GLAST Prelude Makes SLAC Debut Today

(Photo - GLAST launch)
As GLAST launched, revelers in Cocoa Beach, Florida, listened to the GLAST Prelude, which was composed especially for the launch.
(Photo courtesy of Marcus Ziegler.)

As the excitement rose at the Gamma-ray Large Area Space Telescope (GLAST) launch party in Cocoa Beach, Florida, the music swelled. Guests paused their reveling to listen to the GLAST Prelude for brass quintet, Op.12, a twelve minute classical music piece composed especially for the launch and played in unison with a video showing footage of the construction and launch of GLAST, as well as some original graphics created by the NASA Goddard Television and Multimedia Group. The piece was prerecorded by the world-renowned American Brass Quintet of New York and can be viewed online.

Pierre Schwob, a SLAC enthusiast and one of the primary donators to the Kavli Institute for Particle Astrophysics and Cosmology, commissioned classical composer Nolan Gasser to write the piece. Gasser, who also works with Schwob on the online ClassicalArchives, says science became "a newfound, intense passion" as he learned more and more about the science of GLAST.

"It's a celebration piece," said Schwob, who continued by saying that he hopes the Prelude won't fade out after the launch. He sees the music and video as an investment to further support the science he loves. "I really want it to educate the government, the press, and the public about science and the needs and extraordinary achievements of our scientists."

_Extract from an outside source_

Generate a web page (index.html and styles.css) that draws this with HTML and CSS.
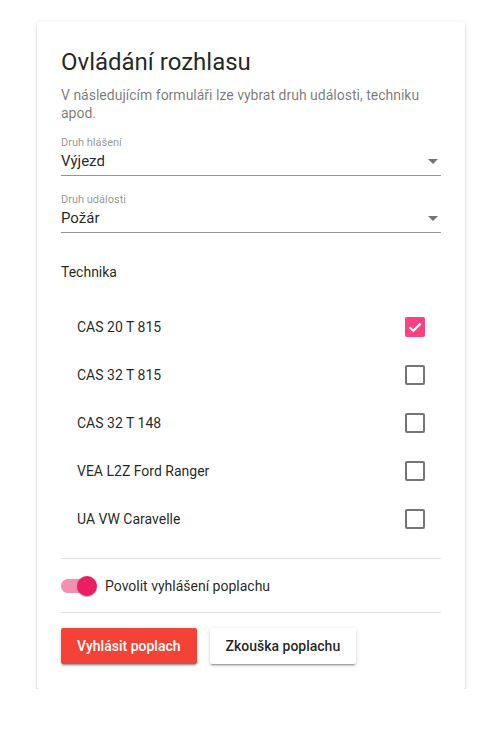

Schwob and Gasser are now preparing for the symphony that Gasser will compose to accompany a 40-minute narrative of the history of the universe. The narrative is being written collaboratively by Schwob and scientist and author Lawrence Krauss. That symphony will be performed by the Boston University Symphony Orchestra in the fall of 2009 to coincide with the release of the first year's data at the GLAST Symposium in Washington D.C.

You are invited to enjoy the GLAST Prelude at this afternoon's GLAST celebration, which begins at 2:00 p.m. in Panofsky Auditorium.